"Holding on to anger is like grasping a hot coal with the intent of throwing it at someone else; you are the one who gets burned." ~Buddha
Why do we get angry? Anger stems from being hurt. Being hurt can be the result of many things. Many times it is due to the words or actions of another.
Have you ever done something or said something that was interpreted by someone to be completely different than what you had intended? Has anyone ever been hurt by something you said or did, and whatever you said or did to cause the hurt was completely not intended?

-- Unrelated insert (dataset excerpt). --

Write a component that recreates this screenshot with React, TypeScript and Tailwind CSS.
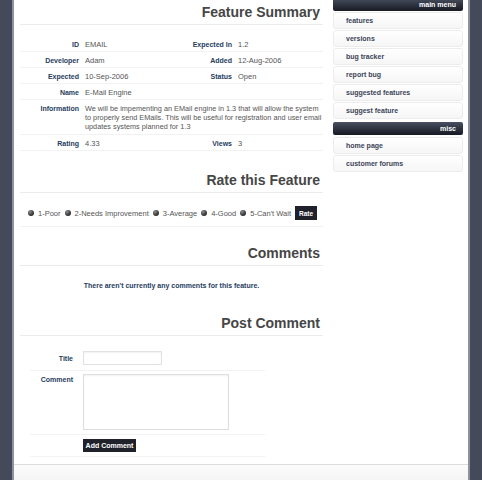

The problem is this – we expect others to judge us based on our intentions. We fully expect others to be able to read our minds, and accurately interpret exactly what we meant when we performed a particular action or said something. In reality, people don’t do this. While we want to be judged based on our intentions, people usually judge based on the actions of another person (with their own interpretation). Sometimes when the actions are misinterpreted, people get their feelings hurt as a result. When they get hurt, then they get angry. When they get angry, it paves the road to resentment.
The next time someone does something or says something that hurts you a little bit, remember to give the other person the benefit of the doubt. Perhaps what they said or did was not intended to hurt you. You could always be a bit brave and tell them how it made you feel, and if you do, just remember to be matter-of-fact about it, and to keep emotion out of it. Usually, when someone steps up and is honest about how they feel, a great dialogue results, and the misunderstanding is cleared up.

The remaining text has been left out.